### PROBLEM DETAILS
Work out the number of lines with "index" in them. Reply with that number and no other words.

┌──

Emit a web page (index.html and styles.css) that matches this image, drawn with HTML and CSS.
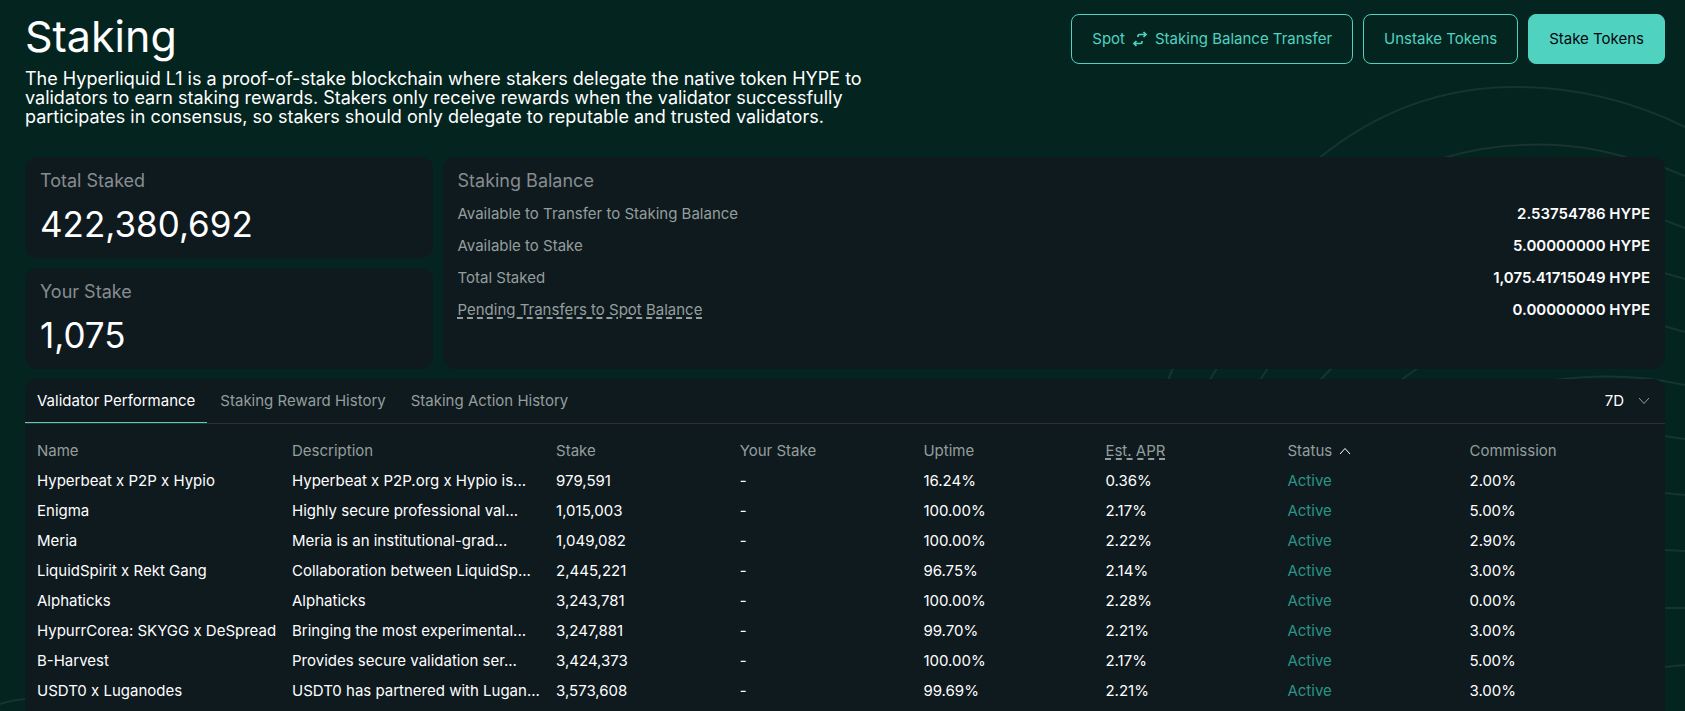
FILE: index.html
```html
<!DOCTYPE html>
<html lang="en">
<head>
<meta charset="utf-8">
<title>Staking</title>
<link rel="stylesheet" href="styles.css">
</head>
<body>
<svg class="backdrop" viewBox="0 0 1685 711" preserveAspectRatio="xMaxYMin slice" fill="none" aria-hidden="true">
  <path d="M1318 159C1378 110 1445 87 1515 87C1572 87 1630 100 1685 127"/>
  <path d="M1168 380L1173 368M1210 380L1217 368M1260 380L1268 368M1320 380L1332 368M1401 380L1418 368"/>
  <path d="M1440 159C1500 140 1570 140 1628 158L1665 168L1685 176"/>
  <path d="M1664 220L1685 228M1664 273L1685 279M1664 326L1685 332"/>
  <path d="M1555 380C1600 374 1640 375 1685 385"/>
  <path d="M1664 436L1685 439M1664 493L1685 495M1664 550L1685 551M1664 608L1685 608M1664 667L1685 665"/>
  <path d="M0 704Q12 700 26 699"/>
</svg>
<main class="page">
  <header class="top">
    <div class="intro">
      <h1 class="title">Staking</h1>
      <p class="lead">The Hyperliquid L1 is a proof-of-stake blockchain where stakers delegate the native token HYPE to validators to earn staking rewards. Stakers only receive rewards when the validator successfully participates in consensus, so stakers should only delegate to reputable and trusted validators.</p>
    </div>
    <div class="actions">
      <button class="btn" type="button">Spot
        <svg class="swap" viewBox="0 0 14 16" aria-hidden="true"><path d="M5 6V5Q5 3.500 6.500 3.500H13M10.500 1L13 3.500L10.500 6M9 10V11Q9 12.500 7.500 12.500H1M3.500 10L1 12.500L3.500 15" fill="none" stroke="currentColor" stroke-width="1.700"/></svg>
        Staking Balance Transfer</button>
      <button class="btn" type="button">Unstake Tokens</button>
      <button class="btn btn-primary" type="button">Stake Tokens</button>
    </div>
  </header>

  <section class="summary">
    <div class="stats">
      <div class="card">
        <h2 class="card-label">Total Staked</h2>
        <div class="figure">422,380,692</div>
      </div>
      <div class="card">
        <h2 class="card-label">Your Stake</h2>
        <div class="figure">1,075</div>
      </div>
    </div>
    <div class="card">
      <h2 class="card-label">Staking Balance</h2>
      <dl class="balances">
        <div class="balance"><dt>Available to Transfer to Staking Balance</dt><dd>2.53754786 HYPE</dd></div>
        <div class="balance"><dt>Available to Stake</dt><dd>5.00000000 HYPE</dd></div>
        <div class="balance"><dt>Total Staked</dt><dd>1,075.41715049 HYPE</dd></div>
        <div class="balance"><dt><span class="hint">Pending Transfers to Spot Balance</span></dt><dd>0.00000000 HYPE</dd></div>
      </dl>
    </div>
  </section>

  <section class="panel">
    <div class="tabbar">
      <div class="tabs" role="tablist">
        <button class="tab tab-active" type="button" role="tab" aria-selected="true">Validator Performance</button>
        <button class="tab" type="button" role="tab" aria-selected="false">Staking Reward History</button>
        <button class="tab" type="button" role="tab" aria-selected="false">Staking Action History</button>
      </div>
      <button class="period" type="button" aria-label="Period: 7D">7D
        <svg class="chevron" viewBox="0 0 12 8" aria-hidden="true"><path d="M1 1L6 6.500L11 1"/></svg>
      </button>
    </div>
    <table class="validators">
      <colgroup><col class="c-name"><col class="c-desc"><col class="c-stake"><col class="c-stake"><col class="c-rate"><col class="c-rate"><col class="c-rate"><col></colgroup>
      <thead>
        <tr><th>Name</th><th>Description</th><th>Stake</th><th>Your Stake</th><th>Uptime</th><th><span class="hint">Est. APR</span></th><th><span class="sorted">Status <svg class="chevron chevron-up" viewBox="0 0 12 8" aria-hidden="true"><path d="M1 7L6 1.500L11 7"/></svg></span></th><th>Commission</th></tr>
      </thead>
      <tbody>
        <tr><td>Hyperbeat x P2P x Hypio</td><td>Hyperbeat x P2P.org x Hypio is...</td><td>979,591</td><td>-</td><td>16.24%</td><td>0.36%</td><td class="active">Active</td><td>2.00%</td></tr>
        <tr><td>Enigma</td><td>Highly secure professional val...</td><td>1,015,003</td><td>-</td><td>100.00%</td><td>2.17%</td><td class="active">Active</td><td>5.00%</td></tr>
        <tr><td>Meria</td><td>Meria is an institutional-grad...</td><td>1,049,082</td><td>-</td><td>100.00%</td><td>2.22%</td><td class="active">Active</td><td>2.90%</td></tr>
        <tr><td>LiquidSpirit x Rekt Gang</td><td>Collaboration between LiquidSp...</td><td>2,445,221</td><td>-</td><td>96.75%</td><td>2.14%</td><td class="active">Active</td><td>3.00%</td></tr>
        <tr><td>Alphaticks</td><td>Alphaticks</td><td>3,243,781</td><td>-</td><td>100.00%</td><td>2.28%</td><td class="active">Active</td><td>0.00%</td></tr>
        <tr><td>HypurrCorea: SKYGG x DeSpread</td><td>Bringing the most experimental...</td><td>3,247,881</td><td>-</td><td>99.70%</td><td>2.21%</td><td class="active">Active</td><td>3.00%</td></tr>
        <tr><td>B-Harvest</td><td>Provides secure validation ser...</td><td>3,424,373</td><td>-</td><td>100.00%</td><td>2.17%</td><td class="active">Active</td><td>5.00%</td></tr>
        <tr><td>USDT0 x Luganodes</td><td>USDT0 has partnered with Lugan...</td><td>3,573,608</td><td>-</td><td>99.69%</td><td>2.21%</td><td class="active">Active</td><td>3.00%</td></tr>
      </tbody>
    </table>
  </section>
</main>
</body>
</html>
```
FILE: styles.css
```css
* { box-sizing: border-box; }

body {
  margin: 0;
  min-height: 100vh;
  background: #04251f;
  color: #fff;
  font: 400 15px/20px Inter, "Liberation Sans", sans-serif;
  overflow: hidden;
}

h1, h2, p, dl, dd { margin: 0; font-weight: 400; }

button {
  border: 0;
  background: none;
  color: inherit;
  font: inherit;
  cursor: pointer;
}

.backdrop {
  position: absolute;
  inset: 0;
  width: 100%;
  height: 100%;
  z-index: -1;
  stroke: #15352e;
  stroke-width: 2;
}

.page { padding: 14px 20px 0 25px; }

.top {
  display: flex;
  justify-content: space-between;
  align-items: flex-start;
}

.title { font-size: 43px; line-height: 44px; }

.lead {
  max-width: 850px;
  margin-top: 11px;
  font-size: 18px;
  line-height: 19px;
}

.actions { display: flex; gap: 10px; }

.btn {
  display: flex;
  align-items: center;
  gap: 8px;
  height: 50px;
  padding: 0 20px;
  border: 1px solid #50d2c1;
  border-radius: 8px;
  color: #50d2c1;
  white-space: nowrap;
}

.btn-primary { background: #50d2c1; color: #04060c; }

.swap { width: 14px; height: 16px; }

.summary {
  display: grid;
  grid-template-columns: 1fr 3fr;
  gap: 10px;
  margin-top: 31px;
}

.stats { display: grid; gap: 10px; }

.card {
  padding: 12px 15px;
  border-radius: 12px;
  background: #0f1a1f;
}

.card-label { color: #878c8f; font-size: 18px; line-height: 24px; }

.figure { margin-top: 9px; font-size: 35px; line-height: 44px; }

.balances { margin-top: 11px; }

.balance { display: flex; justify-content: space-between; margin-bottom: 12px; }

.balance dt { color: #949e9c; }

.balance dd { font-weight: 600; }

.hint {
  text-decoration: underline dashed;
  text-underline-offset: 2px;
  text-decoration-thickness: 2px;
}

.panel {
  margin-top: 10px;
  padding-bottom: 12px;
  border-radius: 12px 12px 0 0;
  background: #0f1a1f;
}

.tabbar {
  display: flex;
  justify-content: space-between;
  border-bottom: 1px solid #303030;
}

.tabs { display: flex; gap: 1px; }

.tab {
  height: 44px;
  padding: 0 12px;
  border-bottom: 1px solid transparent;
  color: #949e9c;
}

.tab-active { border-color: #50d2c1; color: #fff; }

.period { display: flex; align-items: center; gap: 14px; padding: 0 15px; }

.chevron {
  width: 12px;
  height: 8px;
  fill: none;
  stroke: #949e9c;
}

.chevron-up { stroke: #fff; }

.validators {
  width: 100%;
  margin-top: 12px;
  border-collapse: collapse;
  table-layout: fixed;
}

.validators th, .validators td {
  height: 30px;
  padding: 0 0 0 12px;
  font-weight: 400;
  text-align: left;
  white-space: nowrap;
}

.validators th { color: #949e9c; }

.validators .active { color: #2a9485; }

.sorted { display: flex; align-items: center; gap: 7px; }

.c-name { width: 15.55%; }
.c-desc { width: 16.1%; }
.c-stake { width: 11.2%; }
.c-rate { width: 11.1%; }
```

└──

### TASK SOLUTION
3